◆ SET TASK: Pictures do not belong in your copy. Repeat all the other data exactly.
┌────────
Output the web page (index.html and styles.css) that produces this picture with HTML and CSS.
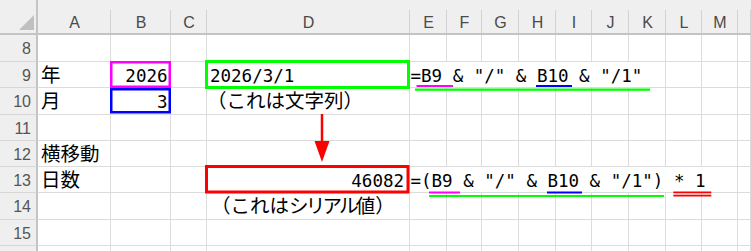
FILE: index.html
```html
<!DOCTYPE html>
<html lang="ja">
<head>
<meta charset="utf-8">
<title>Sheet</title>
<link rel="stylesheet" href="styles.css">
</head>
<body>
<div class="wrap">
  <div class="sheet">
    <div class="corner"><div class="tri"></div></div>
    <div class="ch">A</div><div class="ch">B</div><div class="ch">C</div><div class="ch">D</div>
    <div class="ch">E</div><div class="ch">F</div><div class="ch">G</div><div class="ch">H</div>
    <div class="ch">I</div><div class="ch">J</div><div class="ch">K</div><div class="ch">L</div>
    <div class="ch">M</div><div class="ch"></div>

    <div class="rh">8</div>
    <div class="c"></div><div class="c"></div><div class="c"></div><div class="c"></div><div class="c"></div><div class="c"></div><div class="c"></div><div class="c"></div><div class="c"></div><div class="c"></div><div class="c"></div><div class="c"></div><div class="c"></div><div class="c"></div>

    <div class="rh">9</div>
    <div class="c jp pad-a">年</div>
    <div class="c mono right">2026</div>
    <div class="c"></div>
    <div class="c mono pad-d">2026/3/1</div>
    <div class="c mono formula span7">=B9 &amp; "/" &amp; B10 &amp; "/1"</div>
    <div class="c"></div><div class="c"></div><div class="c"></div>

    <div class="rh">10</div>
    <div class="c jp pad-a">月</div>
    <div class="c mono right">3</div>
    <div class="c"></div>
    <div class="c jp note1">（これは文字列）</div>
    <div class="c"></div><div class="c"></div><div class="c"></div><div class="c"></div><div class="c"></div><div class="c"></div><div class="c"></div><div class="c"></div><div class="c"></div><div class="c"></div>

    <div class="rh">11</div>
    <div class="c"></div><div class="c"></div><div class="c"></div><div class="c"></div><div class="c"></div><div class="c"></div><div class="c"></div><div class="c"></div><div class="c"></div><div class="c"></div><div class="c"></div><div class="c"></div><div class="c"></div><div class="c"></div>

    <div class="rh">12</div>
    <div class="c jp pad-a">横移動</div>
    <div class="c"></div><div class="c"></div><div class="c"></div><div class="c"></div><div class="c"></div><div class="c"></div><div class="c"></div><div class="c"></div><div class="c"></div><div class="c"></div><div class="c"></div><div class="c"></div><div class="c"></div>

    <div class="rh">13</div>
    <div class="c jp pad-a">日数</div>
    <div class="c"></div>
    <div class="c"></div>
    <div class="c mono right wide">46082</div>
    <div class="c mono formula span9">=(B9 &amp; "/" &amp; B10 &amp; "/1") * 1</div>
    <div class="c"></div>

    <div class="rh">14</div>
    <div class="c"></div><div class="c"></div><div class="c"></div>
    <div class="c jp note2">（これは<span class="kata">シリアル</span>値）</div>
    <div class="c"></div><div class="c"></div><div class="c"></div><div class="c"></div><div class="c"></div><div class="c"></div><div class="c"></div><div class="c"></div><div class="c"></div><div class="c"></div>

    <div class="rh">15</div>
    <div class="c"></div><div class="c"></div><div class="c"></div><div class="c"></div><div class="c"></div><div class="c"></div><div class="c"></div><div class="c"></div><div class="c"></div><div class="c"></div><div class="c"></div><div class="c"></div><div class="c"></div><div class="c"></div>

    <div class="rh"></div>
    <div class="c"></div><div class="c"></div><div class="c"></div><div class="c"></div><div class="c"></div><div class="c"></div><div class="c"></div><div class="c"></div><div class="c"></div><div class="c"></div><div class="c"></div><div class="c"></div><div class="c"></div><div class="c"></div>
  </div>

  <svg class="marks" width="751" height="251" viewBox="0 0 751 251">
    <rect x="111.25" y="62.25" width="58.5" height="24.5" fill="none" stroke="#ff00ff" stroke-width="2.5"/>
    <rect x="111.25" y="89.25" width="58.5" height="23" fill="none" stroke="#0000ff" stroke-width="2.5"/>
    <rect x="206.5" y="61.5" width="202" height="26" fill="none" stroke="#00ff00" stroke-width="3"/>
    <rect x="206.5" y="166.5" width="201.5" height="25.5" fill="none" stroke="#ff0000" stroke-width="3"/>

    <line x1="322" y1="114" x2="322" y2="144" stroke="#ff0000" stroke-width="2.5"/>
    <polygon points="314.5,141 329.5,141 322,162" fill="#ff0000"/>

    <rect x="416.5" y="85" width="36.5" height="2" fill="#ff00ff"/>
    <rect x="536" y="85" width="36" height="2" fill="#0000ff"/>
    <rect x="415" y="88.5" width="235" height="2.3" fill="#00ff00"/>

    <rect x="429" y="191.5" width="31" height="2" fill="#ff00ff"/>
    <rect x="547" y="191.5" width="35" height="2" fill="#0000ff"/>
    <rect x="429" y="195" width="235" height="2" fill="#00ff00"/>
    <rect x="673.3" y="191.5" width="38" height="1.8" fill="#ff0000"/>
    <rect x="673.3" y="194.7" width="38" height="1.8" fill="#ff0000"/>
  </svg>
</div>
</body>
</html>
```
FILE: styles.css
```css
html, body {
  margin: 0;
  padding: 0;
  background: #ffffff;
}
body {
  width: 751px;
  height: 251px;
  overflow: hidden;
}
.wrap {
  position: relative;
  width: 751px;
  height: 251px;
  overflow: hidden;
}
.sheet {
  display: grid;
  grid-template-columns: 38px 73px 60px 36px 203px 37px 35px 37px 37px 36px 37px 37px 36px 36px 1fr;
  grid-template-rows: 35px 27px 26px 27px 26px 26px 26px 27px 26px 30px;
  width: 751px;
  font-family: "Liberation Sans", Arial, sans-serif;
}
.corner {
  background: #efefef;
  border-right: 2px solid #c4c4c4;
  border-bottom: 2px solid #c4c4c4;
  display: flex;
  justify-content: flex-end;
  align-items: flex-end;
  padding: 0 2px 3px 0;
}
.tri {
  width: 15px;
  height: 15px;
  background: #c0c0c0;
  clip-path: polygon(100% 0, 100% 100%, 0 100%);
}
.ch {
  background: linear-gradient(#d2d2d2, #d2d2d2) no-repeat right bottom / 1px 23px, #efefef;
  border-bottom: 2px solid #c4c4c4;
  color: #4a4a4a;
  font-size: 16px;
  line-height: 24px;
  padding-top: 11px;
  text-align: center;
  box-sizing: border-box;
}
.rh {
  background: #efefef;
  border-right: 2px solid #c4c4c4;
  border-bottom: 1px solid #d6d6d6;
  color: #555555;
  font-size: 16px;
  line-height: 24px;
  padding: 2px 5px 0 0;
  text-align: right;
  box-sizing: border-box;
  overflow: hidden;
}
.c {
  background: #ffffff;
  border-right: 1px solid #dcdcdc;
  border-bottom: 1px solid #dcdcdc;
  box-sizing: border-box;
  white-space: nowrap;
  overflow: visible;
  color: #000000;
}
.mono {
  font-family: "DejaVu Sans Mono", "Liberation Mono", monospace;
  font-size: 17.5px;
  line-height: 24px;
  padding-top: 2px;
}
.jp {
  font-family: "Noto Sans CJK JP", sans-serif;
  font-size: 19.5px;
  line-height: 23px;
}
.right {
  text-align: right;
  padding-right: 2.5px;
}
.wide {
  padding-right: 5px;
}
.pad-a {
  padding-left: 3px;
}
.pad-d {
  padding-left: 3px;
}
.formula {
  padding-left: 0.5px;
}
.span7 {
  grid-column: span 7;
}
.span9 {
  grid-column: span 9;
}
.note1 {
  padding-left: 0;
}
.note2 {
  padding-left: 4px;
}
.kata {
  letter-spacing: -2.8px;
}
.marks {
  position: absolute;
  left: 0;
  top: 0;
  pointer-events: none;
}
```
└────────
◆ SOLVED EXERCISE:
Output the web page (index.html and styles.css) that produces this picture with HTML and CSS.
FILE: index.html
```html
<!DOCTYPE html>
<html lang="ja">
<head>
<meta charset="utf-8">
<title>Sheet</title>
<link rel="stylesheet" href="styles.css">
</head>
<body>
<div class="wrap">
  <div class="sheet">
    <div class="corner"><div class="tri"></div></div>
    <div class="ch">A</div><div class="ch">B</div><div class="ch">C</div><div class="ch">D</div>
    <div class="ch">E</div><div class="ch">F</div><div class="ch">G</div><div class="ch">H</div>
    <div class="ch">I</div><div class="ch">J</div><div class="ch">K</div><div class="ch">L</div>
    <div class="ch">M</div><div class="ch"></div>

    <div class="rh">8</div>
    <div class="c"></div><div class="c"></div><div class="c"></div><div class="c"></div><div class="c"></div><div class="c"></div><div class="c"></div><div class="c"></div><div class="c"></div><div class="c"></div><div class="c"></div><div class="c"></div><div class="c"></div><div class="c"></div>

    <div class="rh">9</div>
    <div class="c jp pad-a">年</div>
    <div class="c mono right">2026</div>
    <div class="c"></div>
    <div class="c mono pad-d">2026/3/1</div>
    <div class="c mono formula span7">=B9 &amp; "/" &amp; B10 &amp; "/1"</div>
    <div class="c"></div><div class="c"></div><div class="c"></div>

    <div class="rh">10</div>
    <div class="c jp pad-a">月</div>
    <div class="c mono right">3</div>
    <div class="c"></div>
    <div class="c jp note1">（これは文字列）</div>
    <div class="c"></div><div class="c"></div><div class="c"></div><div class="c"></div><div class="c"></div><div class="c"></div><div class="c"></div><div class="c"></div><div class="c"></div><div class="c"></div>

    <div class="rh">11</div>
    <div class="c"></div><div class="c"></div><div class="c"></div><div class="c"></div><div class="c"></div><div class="c"></div><div class="c"></div><div class="c"></div><div class="c"></div><div class="c"></div><div class="c"></div><div class="c"></div><div class="c"></div><div class="c"></div>

    <div class="rh">12</div>
    <div class="c jp pad-a">横移動</div>
    <div class="c"></div><div class="c"></div><div class="c"></div><div class="c"></div><div class="c"></div><div class="c"></div><div class="c"></div><div class="c"></div><div class="c"></div><div class="c"></div><div class="c"></div><div class="c"></div><div class="c"></div>

    <div class="rh">13</div>
    <div class="c jp pad-a">日数</div>
    <div class="c"></div>
    <div class="c"></div>
    <div class="c mono right wide">46082</div>
    <div class="c mono formula span9">=(B9 &amp; "/" &amp; B10 &amp; "/1") * 1</div>
    <div class="c"></div>

    <div class="rh">14</div>
    <div class="c"></div><div class="c"></div><div class="c"></div>
    <div class="c jp note2">（これは<span class="kata">シリアル</span>値）</div>
    <div class="c"></div><div class="c"></div><div class="c"></div><div class="c"></div><div class="c"></div><div class="c"></div><div class="c"></div><div class="c"></div><div class="c"></div><div class="c"></div>

    <div class="rh">15</div>
    <div class="c"></div><div class="c"></div><div class="c"></div><div class="c"></div><div class="c"></div><div class="c"></div><div class="c"></div><div class="c"></div><div class="c"></div><div class="c"></div><div class="c"></div><div class="c"></div><div class="c"></div><div class="c"></div>

    <div class="rh"></div>
    <div class="c"></div><div class="c"></div><div class="c"></div><div class="c"></div><div class="c"></div><div class="c"></div><div class="c"></div><div class="c"></div><div class="c"></div><div class="c"></div><div class="c"></div><div class="c"></div><div class="c"></div><div class="c"></div>
  </div>

  <svg class="marks" width="751" height="251" viewBox="0 0 751 251">
    <rect x="111.25" y="62.25" width="58.5" height="24.5" fill="none" stroke="#ff00ff" stroke-width="2.5"/>
    <rect x="111.25" y="89.25" width="58.5" height="23" fill="none" stroke="#0000ff" stroke-width="2.5"/>
    <rect x="206.5" y="61.5" width="202" height="26" fill="none" stroke="#00ff00" stroke-width="3"/>
    <rect x="206.5" y="166.5" width="201.5" height="25.5" fill="none" stroke="#ff0000" stroke-width="3"/>

    <line x1="322" y1="114" x2="322" y2="144" stroke="#ff0000" stroke-width="2.5"/>
    <polygon points="314.5,141 329.5,141 322,162" fill="#ff0000"/>

    <rect x="416.5" y="85" width="36.5" height="2" fill="#ff00ff"/>
    <rect x="536" y="85" width="36" height="2" fill="#0000ff"/>
    <rect x="415" y="88.5" width="235" height="2.3" fill="#00ff00"/>

    <rect x="429" y="191.5" width="31" height="2" fill="#ff00ff"/>
    <rect x="547" y="191.5" width="35" height="2" fill="#0000ff"/>
    <rect x="429" y="195" width="235" height="2" fill="#00ff00"/>
    <rect x="673.3" y="191.5" width="38" height="1.8" fill="#ff0000"/>
    <rect x="673.3" y="194.7" width="38" height="1.8" fill="#ff0000"/>
  </svg>
</div>
</body>
</html>
```
FILE: styles.css
```css
html, body {
  margin: 0;
  padding: 0;
  background: #ffffff;
}
body {
  width: 751px;
  height: 251px;
  overflow: hidden;
}
.wrap {
  position: relative;
  width: 751px;
  height: 251px;
  overflow: hidden;
}
.sheet {
  display: grid;
  grid-template-columns: 38px 73px 60px 36px 203px 37px 35px 37px 37px 36px 37px 37px 36px 36px 1fr;
  grid-template-rows: 35px 27px 26px 27px 26px 26px 26px 27px 26px 30px;
  width: 751px;
  font-family: "Liberation Sans", Arial, sans-serif;
}
.corner {
  background: #efefef;
  border-right: 2px solid #c4c4c4;
  border-bottom: 2px solid #c4c4c4;
  display: flex;
  justify-content: flex-end;
  align-items: flex-end;
  padding: 0 2px 3px 0;
}
.tri {
  width: 15px;
  height: 15px;
  background: #c0c0c0;
  clip-path: polygon(100% 0, 100% 100%, 0 100%);
}
.ch {
  background: linear-gradient(#d2d2d2, #d2d2d2) no-repeat right bottom / 1px 23px, #efefef;
  border-bottom: 2px solid #c4c4c4;
  color: #4a4a4a;
  font-size: 16px;
  line-height: 24px;
  padding-top: 11px;
  text-align: center;
  box-sizing: border-box;
}
.rh {
  background: #efefef;
  border-right: 2px solid #c4c4c4;
  border-bottom: 1px solid #d6d6d6;
  color: #555555;
  font-size: 16px;
  line-height: 24px;
  padding: 2px 5px 0 0;
  text-align: right;
  box-sizing: border-box;
  overflow: hidden;
}
.c {
  background: #ffffff;
  border-right: 1px solid #dcdcdc;
  border-bottom: 1px solid #dcdcdc;
  box-sizing: border-box;
  white-space: nowrap;
  overflow: visible;
  color: #000000;
}
.mono {
  font-family: "DejaVu Sans Mono", "Liberation Mono", monospace;
  font-size: 17.5px;
  line-height: 24px;
  padding-top: 2px;
}
.jp {
  font-family: "Noto Sans CJK JP", sans-serif;
  font-size: 19.5px;
  line-height: 23px;
}
.right {
  text-align: right;
  padding-right: 2.5px;
}
.wide {
  padding-right: 5px;
}
.pad-a {
  padding-left: 3px;
}
.pad-d {
  padding-left: 3px;
}
.formula {
  padding-left: 0.5px;
}
.span7 {
  grid-column: span 7;
}
.span9 {
  grid-column: span 9;
}
.note1 {
  padding-left: 0;
}
.note2 {
  padding-left: 4px;
}
.kata {
  letter-spacing: -2.8px;
}
.marks {
  position: absolute;
  left: 0;
  top: 0;
  pointer-events: none;
}
```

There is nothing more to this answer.